Green Lantern Corps #44
If Deadpool can have three ongoing series how can Mogo, a sentient planet, not have at least one? In GL Corps #44 things are not going well for the troops in green. Not going well until their buddy the friggin’ planet shows up. And not only is Mogo a planet but it’s a much bigger planet than the one their on! I thought for sure Mog’s was going to make fists out of tectonic plates or something. Instead he (she?) eats a few thousand black lanterns. Eats them! Well played.


Mighty Avengers #33
Does everyone know who Absorbing Man is? He’s a marvel baddie who takes on the properties of whatever he touches.
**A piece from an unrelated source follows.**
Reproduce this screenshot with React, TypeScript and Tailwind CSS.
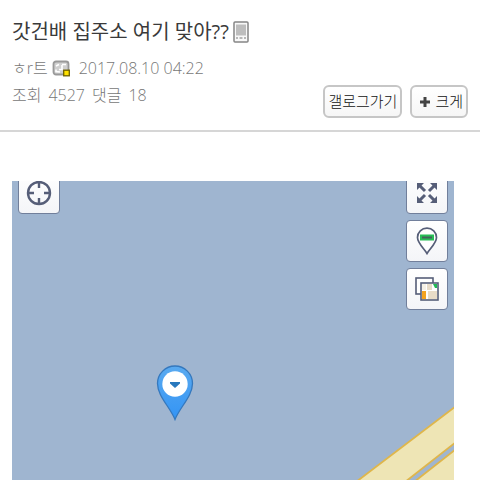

Last issue he touched a cosmic cube, well a crappy cosmic cube. What does he do next? He puts on his favorite house-sized biker shorts and grows a hundred feet tall. Which, honestly, will get you punched in the face by the Sentry every day of the week.


Joe the Barbarian #1
I’m prepared to give Grant Morrison some slack because of his past awesomeness. So I’m going to overlook the miserable pacing of issue #1 of Joe the Barbarian. Of course, the art of Sean Murphy is not hurting either. After pages of formulaic childhood alienation setup we get to see Joe thrust into a fantasy world of his own making. Those are his action figures all growsed up. They haven’t been made ‘real’, you can still see the points of articulation on their knees and elbows. Yes, that is Batman. It’s a Vertigo book, after all.


Superman Batman #68
There is really no great reason to pick up this series (which should have retired 30 issues ago) but it is the start of a new arc and I generally like both of the title characters so what the heck, I thought. For my money I got an Army of Two knockoff villain fighting Bats and this guy, NRG-X, fighting Supes. I can’t help but notice that this get up looks a good deal like the SHIELD Mandroid armor. Anyone else getting that?